Ils ne sont toutefois pas concernés par le niveau paralympique, celui-ci étant réservé aux personnes en situation de handicap moteur et sensoriel. La discipline pourrait d’ailleurs devenir sport additionnel lors des Jeux paralympiques de 2028 à Los Angeles. « La décision du Comité international paralympique sera rendue lors des prochains championnats du monde, qui se tiendront du 5 au 11 novembre 2023 en Californie », précise Carol, qui lance un appel aux sponsors et aux partenariats en soutien à l’équipe de France, vice-championne du monde en 2022. En attendant, les jeunes de M en Rouge vivent des remises de récompenses avec d’autres jeunes surfeurs ordinaires. « On avait peur qu’ils craignent le bruit et la foule.

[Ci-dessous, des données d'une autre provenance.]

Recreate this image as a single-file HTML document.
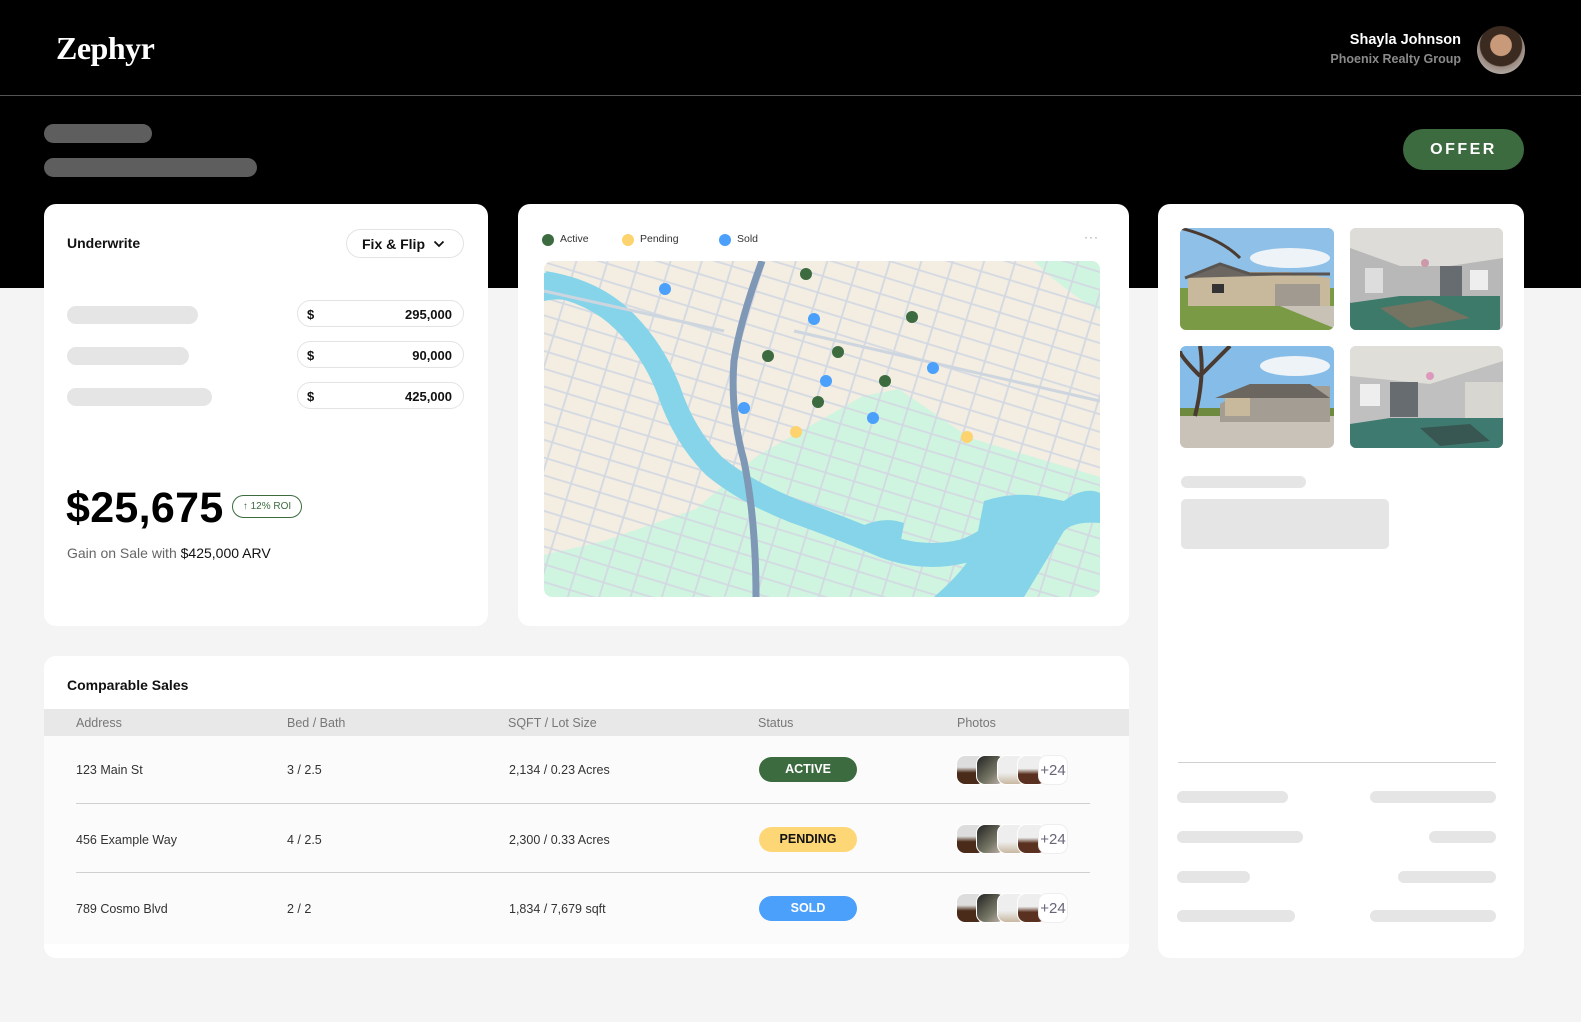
<!DOCTYPE html>
<html><head><meta charset="utf-8"><style>
*{box-sizing:border-box;margin:0;padding:0}
body{width:1581px;height:1022px;background:#f4f4f4;font-family:"Liberation Sans",sans-serif;position:relative;overflow:hidden;color:#111}
.abs{position:absolute}
.top{left:0;top:0;width:1581px;height:288px;background:#000}
.card{position:absolute;background:#fff;border-radius:12px}
.sk{position:absolute;background:#e5e5e5;border-radius:10px}
.inp{position:absolute;left:297px;width:167px;height:27px;border:1px solid #e3e3e3;border-radius:14px;font-size:13px;font-weight:bold;color:#111}
.inp span{position:absolute;top:6px}
.th{position:absolute;top:716px;font-size:12.5px;color:#777}
.td{position:absolute;font-size:12.5px;color:#333}
.pill{position:absolute;left:759px;width:98px;height:25px;border-radius:13px;font-size:12.5px;font-weight:bold;text-align:center;line-height:25px}
.thumbs{position:absolute;left:956px;width:115px;height:30px}
.thumbs i{position:absolute;top:0;width:30px;height:30px;border-radius:9px;border:1px solid #fff}
.thumbs b{position:absolute;left:82px;top:0;width:30px;height:30px;border-radius:9px;background:#fff;border:1px solid #eee;font-weight:normal;color:#667;font-size:15px;line-height:30px;text-align:center}
.hr{position:absolute;height:1px;background:#d0d0d0}
</style></head><body>
<div class="abs top"></div>
<div class="abs" style="left:0;top:95px;width:1581px;height:1px;background:#555"></div>
<div class="abs" style="left:56px;top:30px;font-family:'Liberation Serif',serif;font-size:32px;font-weight:bold;color:#fff;letter-spacing:-0.5px">Zephyr</div>
<div class="abs" style="right:120px;top:32px;font-size:14.5px;font-weight:bold;color:#fff;text-align:right">Shayla Johnson</div>
<div class="abs" style="right:120px;top:52px;font-size:12.5px;font-weight:bold;color:#8a8a8a;text-align:right">Phoenix Realty Group</div>
<div class="abs" style="left:1477px;top:26px;width:48px;height:48px;border-radius:50%;background:radial-gradient(circle at 50% 40%,#c99a7a 0 28%,#3a2a20 30% 55%,#9a8a80 58%,#ccc 100%)"></div>
<div class="abs" style="left:44px;top:124px;width:108px;height:19px;border-radius:10px;background:#5e5e5e"></div>
<div class="abs" style="left:44px;top:158px;width:213px;height:19px;border-radius:10px;background:#5e5e5e"></div>
<div class="abs" style="left:1403px;top:129px;width:121px;height:41px;border-radius:21px;background:#3d6b40;color:#fff;font-weight:bold;font-size:16px;letter-spacing:2.5px;text-align:center;line-height:41px">OFFER</div>

<div class="card" style="left:44px;top:204px;width:444px;height:422px"></div>
<div class="abs" style="left:67px;top:235px;font-size:14px;font-weight:bold">Underwrite</div>
<div class="abs" style="left:346px;top:229px;width:118px;height:29px;border:1px solid #e3e3e3;border-radius:15px;font-size:14px;font-weight:bold;padding:6px 0 0 15px">Fix &amp; Flip
<svg class="abs" style="left:86px;top:10px" width="12" height="8" viewBox="0 0 12 8"><path d="M1.5 1.5L6 6l4.5-4.5" fill="none" stroke="#111" stroke-width="1.8"/></svg></div>
<div class="sk" style="left:67px;top:306px;width:131px;height:18px"></div>
<div class="sk" style="left:67px;top:347px;width:122px;height:18px"></div>
<div class="sk" style="left:67px;top:388px;width:145px;height:18px"></div>
<div class="inp" style="top:300px"><span style="left:9px">$</span><span style="right:11px">295,000</span></div>
<div class="inp" style="top:341px"><span style="left:9px">$</span><span style="right:11px">90,000</span></div>
<div class="inp" style="top:382px"><span style="left:9px">$</span><span style="right:11px">425,000</span></div>
<div class="abs" style="left:66px;top:484px;font-size:43px;font-weight:bold;letter-spacing:0.3px;color:#000">$25,675</div>
<div class="abs" style="left:232px;top:495px;width:70px;height:23px;border:1.3px solid #3d6b40;border-radius:12px;font-size:10px;color:#3d6b40;text-align:center;line-height:21px">↑ 12% ROI</div>
<div class="abs" style="left:67px;top:545px;font-size:14px;color:#666">Gain on Sale with <span style="color:#111">$425,000 ARV</span></div>

<div class="card" style="left:518px;top:204px;width:611px;height:422px"></div>
<div class="abs" style="left:542px;top:234px;width:12px;height:12px;border-radius:50%;background:#3d6b40"></div>
<div class="abs" style="left:560px;top:233px;font-size:10.5px;color:#333">Active</div>
<div class="abs" style="left:622px;top:234px;width:12px;height:12px;border-radius:50%;background:#fcd36f"></div>
<div class="abs" style="left:640px;top:233px;font-size:10.5px;color:#333">Pending</div>
<div class="abs" style="left:719px;top:234px;width:12px;height:12px;border-radius:50%;background:#4aa0fa"></div>
<div class="abs" style="left:737px;top:233px;font-size:10.5px;color:#333">Sold</div>
<div class="abs" style="left:1084px;top:230px;font-size:12px;color:#999;letter-spacing:1px">···</div>
<svg class="abs" style="left:544px;top:261px;border-radius:8px" width="556" height="336" viewBox="0 0 556 336">
<defs>
<pattern id="g" width="30" height="17" patternUnits="userSpaceOnUse" patternTransform="rotate(17)"><path d="M0 1H30M1 0V17" stroke="#d3d9e2" stroke-width="1.8" fill="none"/></pattern>
<clipPath id="c"><rect width="556" height="336" rx="8"/></clipPath>
</defs>
<g clip-path="url(#c)">
<rect width="556" height="336" fill="#f3ede2"/>
<path d="M0 294L60 280L152 248L213 195L319 135L355 128L426 177L556 216V336H0Z" fill="#cff5e0"/>
<path d="M490 0H556V50Q520 30 490 0Z" fill="#cff5e0"/>
<rect width="556" height="336" fill="url(#g)"/>
<path d="M0 22Q50 30 80 60Q110 90 125 130Q140 175 170 205Q200 230 250 250Q300 268 340 285Q380 300 420 290Q450 280 470 250" fill="none" stroke="#85d4ea" stroke-width="24"/>
<path d="M0 12Q40 15 70 45L40 45Q20 35 0 40Z" fill="#85d4ea"/>
<path d="M440 240Q470 230 500 236L520 240Q540 225 556 232V262Q530 260 520 270L480 336H390Q420 310 430 290Z" fill="#85d4ea"/>
<path d="M318 265Q340 255 360 262L355 290Q335 285 318 278Z" fill="#85d4ea"/>
<path d="M218 0Q196 60 190 100Q186 150 200 200Q212 260 212 336" fill="none" stroke="#7f98b6" stroke-width="7"/>
<path d="M0 30L180 70M250 70L556 140" stroke="#cdd5df" stroke-width="3" fill="none"/>
</g>
<g>
<circle cx="121" cy="28" r="6" fill="#4aa0fa"/>
<circle cx="262" cy="13" r="6" fill="#3d6b40"/>
<circle cx="270" cy="58" r="6" fill="#4aa0fa"/>
<circle cx="368" cy="56" r="6" fill="#3d6b40"/>
<circle cx="224" cy="95" r="6" fill="#3d6b40"/>
<circle cx="294" cy="91" r="6" fill="#3d6b40"/>
<circle cx="282" cy="120" r="6" fill="#4aa0fa"/>
<circle cx="341" cy="120" r="6" fill="#3d6b40"/>
<circle cx="389" cy="107" r="6" fill="#4aa0fa"/>
<circle cx="200" cy="147" r="6" fill="#4aa0fa"/>
<circle cx="274" cy="141" r="6" fill="#3d6b40"/>
<circle cx="329" cy="157" r="6" fill="#4aa0fa"/>
<circle cx="252" cy="171" r="6" fill="#fcd36f"/>
<circle cx="423" cy="176" r="6" fill="#fcd36f"/>
</g>
</svg>

<div class="card" style="left:1158px;top:204px;width:366px;height:754px"></div>
<svg class="abs" style="left:1180px;top:228px" width="154" height="102" viewBox="0 0 154 102"><defs><clipPath id="r1"><rect width="154" height="102" rx="6"/></clipPath></defs><g clip-path="url(#r1)"><rect width="154" height="60" fill="#8ec0e8"/><ellipse cx="110" cy="30" rx="40" ry="10" fill="#eef3f8"/><rect y="60" width="154" height="42" fill="#7a9a45"/><path d="M8 50L40 38L60 44L110 44L150 50V78H8Z" fill="#c8b89c"/><path d="M5 50L40 36L70 46L150 46" fill="#6b6660" stroke="#5a5550" stroke-width="3"/><rect x="95" y="56" width="45" height="22" fill="#a19a90"/><rect x="32" y="56" width="12" height="9" fill="#333"/><path d="M0 0Q40 10 60 30" stroke="#4a3a30" stroke-width="3" fill="none"/><path d="M100 78L154 100V78Z" fill="#c8c2b6"/></g></svg>
<svg class="abs" style="left:1350px;top:228px" width="153" height="102" viewBox="0 0 153 102"><defs><clipPath id="r2"><rect width="153" height="102" rx="6"/></clipPath></defs><g clip-path="url(#r2)"><rect width="153" height="102" fill="#b8b8b8"/><path d="M0 0H153V30L100 38H50L0 20Z" fill="#dedcd8"/><rect x="90" y="38" width="22" height="35" fill="#666c70"/><rect x="120" y="42" width="18" height="20" fill="#eee"/><rect x="15" y="40" width="18" height="25" fill="#ddd"/><path d="M0 75L50 68H150V102H0Z" fill="#3d7a6a"/><path d="M30 80L80 72L120 90L60 100Z" fill="#8d7060" opacity=".7"/><circle cx="75" cy="35" r="4" fill="#c9a"/></g></svg>
<svg class="abs" style="left:1180px;top:346px" width="154" height="102" viewBox="0 0 154 102"><defs><clipPath id="r3"><rect width="154" height="102" rx="6"/></clipPath></defs><g clip-path="url(#r3)"><rect width="154" height="70" fill="#86bde8"/><ellipse cx="115" cy="20" rx="35" ry="10" fill="#eef3f8"/><ellipse cx="90" cy="48" rx="30" ry="8" fill="#eef3f8"/><rect y="66" width="154" height="36" fill="#c9c2b8"/><rect y="62" width="154" height="8" fill="#6d8a3e"/><path d="M40 58L70 40L150 40V76H40Z" fill="#a39d94"/><path d="M35 52L70 38L130 38L150 52" fill="#6b6660"/><rect x="45" y="52" width="25" height="18" fill="#c8b89c"/><path d="M20 0Q25 30 15 70M20 30Q0 10 0 5M20 30Q40 10 50 0" stroke="#4a3a30" stroke-width="4" fill="none"/></g></svg>
<svg class="abs" style="left:1350px;top:346px" width="153" height="102" viewBox="0 0 153 102"><defs><clipPath id="r4"><rect width="153" height="102" rx="6"/></clipPath></defs><g clip-path="url(#r4)"><rect width="153" height="102" fill="#c0c0c0"/><path d="M0 0H153V15L80 38L0 30Z" fill="#e0ded8"/><rect x="40" y="36" width="28" height="35" fill="#666c70"/><rect x="10" y="38" width="20" height="22" fill="#eee"/><rect x="115" y="36" width="38" height="36" fill="#d8d6d0"/><path d="M0 78L40 72H153V102H0Z" fill="#3f7a70"/><path d="M70 82L120 78L140 95L90 100Z" fill="#333" opacity=".5"/><circle cx="80" cy="30" r="4" fill="#d9b"/></g></svg>
<div class="sk" style="left:1181px;top:476px;width:125px;height:12px;border-radius:6px"></div>
<div class="sk" style="left:1181px;top:499px;width:208px;height:50px;border-radius:5px"></div>
<div class="hr" style="left:1178px;top:762px;width:318px"></div>
<div class="sk" style="left:1177px;top:791px;width:111px;height:12px;border-radius:6px"></div>
<div class="sk" style="left:1370px;top:791px;width:126px;height:12px;border-radius:6px"></div>
<div class="sk" style="left:1177px;top:831px;width:126px;height:12px;border-radius:6px"></div>
<div class="sk" style="left:1429px;top:831px;width:67px;height:12px;border-radius:6px"></div>
<div class="sk" style="left:1177px;top:871px;width:73px;height:12px;border-radius:6px"></div>
<div class="sk" style="left:1398px;top:871px;width:98px;height:12px;border-radius:6px"></div>
<div class="sk" style="left:1177px;top:910px;width:118px;height:12px;border-radius:6px"></div>
<div class="sk" style="left:1370px;top:910px;width:126px;height:12px;border-radius:6px"></div>

<div class="card" style="left:44px;top:656px;width:1085px;height:302px;overflow:hidden">
<div class="abs" style="left:0;top:53px;width:1085px;height:27px;background:#e8e8e8"></div>
<div class="abs" style="left:0;top:80px;width:1085px;height:208px;background:#fbfbfb"></div>
</div>
<div class="abs" style="left:67px;top:677px;font-size:14px;font-weight:bold">Comparable Sales</div>
<div class="th" style="left:76px">Address</div>
<div class="th" style="left:287px">Bed / Bath</div>
<div class="th" style="left:508px">SQFT / Lot Size</div>
<div class="th" style="left:758px">Status</div>
<div class="th" style="left:957px">Photos</div>

<div class="td" style="left:76px;top:763px">123 Main St</div>
<div class="td" style="left:287px;top:763px">3 / 2.5</div>
<div class="td" style="left:509px;top:763px">2,134 / 0.23 Acres</div>
<div class="pill" style="top:757px;background:#3d6b40;color:#fff">ACTIVE</div>
<div class="hr" style="left:76px;top:803px;width:1014px"></div>
<div class="td" style="left:76px;top:833px">456 Example Way</div>
<div class="td" style="left:287px;top:833px">4 / 2.5</div>
<div class="td" style="left:509px;top:833px">2,300 / 0.33 Acres</div>
<div class="pill" style="top:827px;background:#fdd676;color:#111">PENDING</div>
<div class="hr" style="left:76px;top:872px;width:1014px"></div>
<div class="td" style="left:76px;top:902px">789 Cosmo Blvd</div>
<div class="td" style="left:287px;top:902px">2 / 2</div>
<div class="td" style="left:509px;top:902px">1,834 / 7,679 sqft</div>
<div class="pill" style="top:896px;background:#4aa0fa;color:#fff">SOLD</div>

<div class="thumbs" style="top:755px"><i style="left:0;background:linear-gradient(#ddd 40%,#4a2a18 60%)"></i><i style="left:20px;background:linear-gradient(135deg,#222,#776 60%,#cbb)"></i><i style="left:41px;background:linear-gradient(#eee 60%,#c8b8a0)"></i><i style="left:61px;background:linear-gradient(#eee 45%,#5a3020 65%)"></i><b>+24</b></div>
<div class="thumbs" style="top:824px"><i style="left:0;background:linear-gradient(#ddd 40%,#4a2a18 60%)"></i><i style="left:20px;background:linear-gradient(135deg,#222,#776 60%,#cbb)"></i><i style="left:41px;background:linear-gradient(#eee 60%,#c8b8a0)"></i><i style="left:61px;background:linear-gradient(#eee 45%,#5a3020 65%)"></i><b>+24</b></div>
<div class="thumbs" style="top:893px"><i style="left:0;background:linear-gradient(#ddd 40%,#4a2a18 60%)"></i><i style="left:20px;background:linear-gradient(135deg,#222,#776 60%,#cbb)"></i><i style="left:41px;background:linear-gradient(#eee 60%,#c8b8a0)"></i><i style="left:61px;background:linear-gradient(#eee 45%,#5a3020 65%)"></i><b>+24</b></div>
</body></html>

Finalement, ils sont toujours ravis de monter sur le podium », salue Carol. Ils s’avèrent même être de féroces compétiteurs. « Chaque compète, c’est Peyo qui arrive premier. Il gagne toujours ! », fulmine Matthias. « Mais il surfe en Guadeloupe il faut dire, c’est autre chose qu’ici », souligne-t-il en tournant le regard vers la mer, toujours aussi plate.